Danny Williams called it a “betrayal,” and, I’m sure, used saltier language in private to blast Harper and Flaherty for their little St. Patrick’s Day assault on Newfoundland’s latest attempt to finally gain some autonomy in this mostly one-sided, Confederation marriage, a 58-year relationship in which the newest Canadian bride has tolerated way too much abuse, and absorbed broken promise after broken promise.

And it wasn’t just another knock by the stronger spouse up the side of the head of the weaker spouse; there was, as well, that paternalistic hand being waved about, not unlike the psychological bullying that convinced Newfoundlanders to give up their freedom in 1932, and to be put to bed every night, or scolded when need be, by an infallible Commission of Government.

And here we are again, being told by a group of people that thinks it knows what’s best for this province, and making it sound — as only politicians can, with their rhetoric and semantics — that the province has actually been given choices designed to give Newfoundlanders the kind of economic freedom they long for.


But there is a bottom line here, and it’s simple: Harper made a commitment to Williams to exclude offshore revenue from the equalization formula, and he’s gone back on that word, he’s broken a promise, he’s taken a Newfoundland that’s gotten too many smacks over the years from its paternalistic bosses in Ottawa, and given it another kick in the arse.

And if ever there was a time that Danny Williams should flaunt his unprecedented popularity as premier, it is now.

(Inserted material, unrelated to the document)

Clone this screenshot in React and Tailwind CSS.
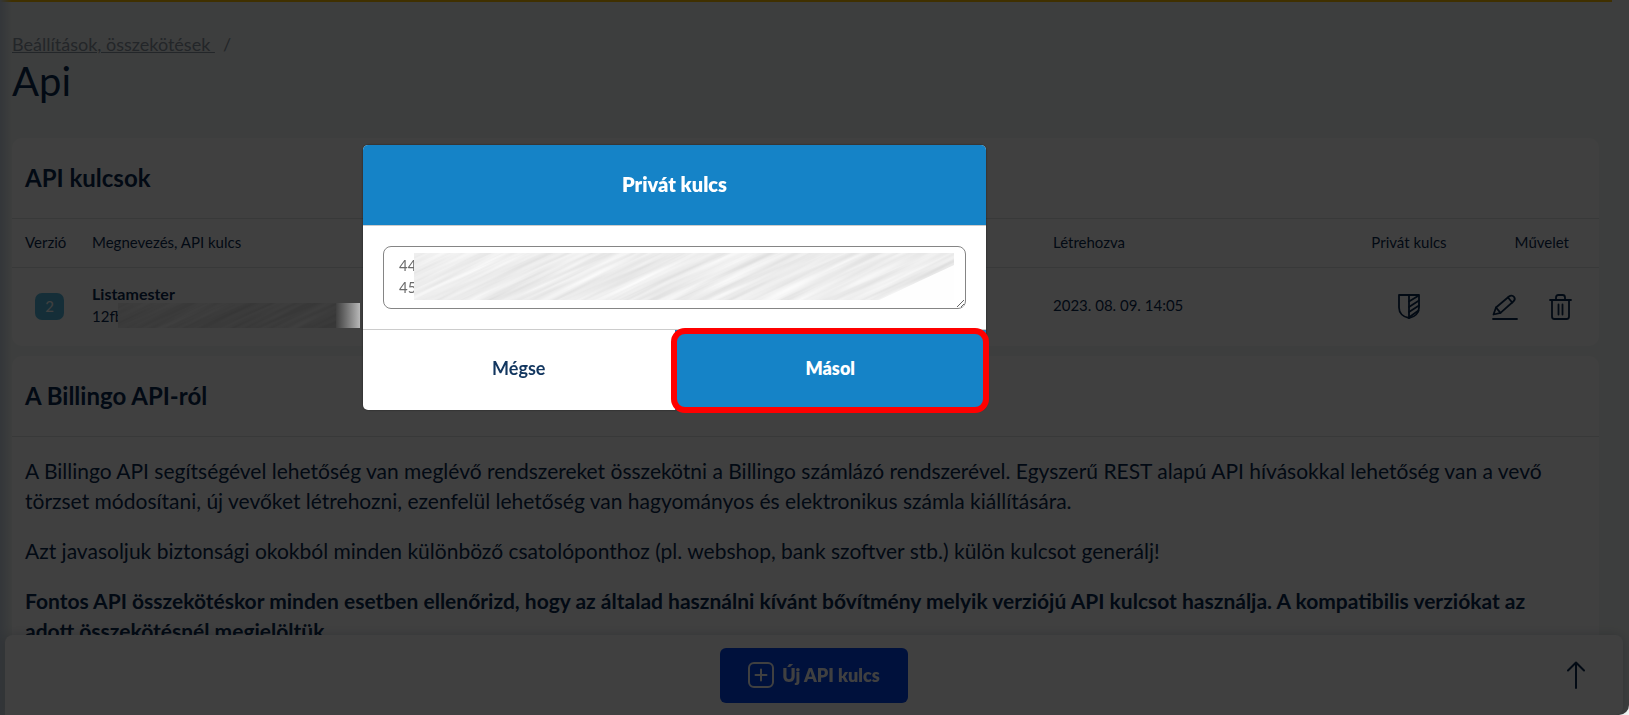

Not only should he merely encourage the electorate to vote against Harper in the upcoming federal election, as he said he will, he should also campaign against them, get out on the hustings and let his venom flow.


Perhaps the most effective route is to line up seven independent candidates, beholden to no one, get them elected, and have them form their own Bloc Terra Neuve in the House of Commons, close up and personal with whatever prime minister or party is in power, and have, as their mandate, the betterment of Newfoundland.

And, as well, letting the country know Newfoundlanders are quite capable of taking care of themselves.

That they’re not to be treated like sixth-graders.

That they know all about responsibility.

And integrity.
Good points all, Bob. Except:

A) Danny Williams has a list of broken platform promises as long as his... ego. Just try this one on for size:

A Progressive Conservative government will pursue a Canada - Newfoundland and Labrador Fisheries Agreement for a decision-making process in which the federal and provincial governments work in partnership for the sustainable management of the fisheries.
Now that he has this offer on the table from Harper:

A Conservative Government will adopt, with any interested coastal province or territory, a system of increased provincial management over fisheries through a system of joint management and joint fisheries councils modelled on the system proposed by unanimous resolution of the Newfoundland and Labrador House of Assembly in May 2003 and as detailed in the government of Newfoundland and Labrador's white paper on the subject as released in 2003.
Harper, to his credit, has called Danny's bluff perfectly. Would that more people would call Danny's bluff and call him out on his laxitudes with the truth.

It made a great sabre-rattling line, but Danny Williams does not have, and never had, any real interest in "joint management". His promise was a lie. A jingoistic, Newfoundland nationalist lie.

(Many, many more examples of Danny's lies are to be found at:

So, Mr. Wakeham, what should Newfoundlanders and Labradorians do about that? Should they punish the liar, in this case Danny Williams, or reward him? Should Danny Williams be held to the same standard you demand of federal politicians? Why or why not?

B) Newfoundland doesn't have seven seats. It has six. You are going to have a devil of a time getting Labradorians to sign on your jingoistic PWG-waving projects at the best of times. Refusing to say the L-word doesn't help your cause.

C) In a October 8, 2003, election-period letter, Danny wrote:
A Progressive Conservative government will acknowledge that the decision in the Powley case applies to Metis in Newfoundland and Labrador, and will par ticipate with specific rights affirmed in the Powley decision and other rights protected under s. 35 of the Constitution.
If it is bad for Stephen Harper to break a written promise contained in a letter sent during an election campaign, is it not also bad for Danny Williams to do so? Why or why not? And what, in particular, should Labrador, and Labrador Metis electors, do about it?

You know, Bob, the more Labradorians hear this kind of jingoistic mau-mau nonsense from Danny, other politicians, and the PWG-waving media cheerleaders, the more of them are inclined to think, not about the Abuses of Imperialist Paper Tiger Canadian Oppressor, but rather about the hypocrisy of "a [244]-year relationship in which the newest... bride has tolerated way too much abuse, and absorbed broken promise after broken promise."

There's plenty of mau-mau jingoism to go around in Labrador, Bob.

It's just not of a variety you'd like.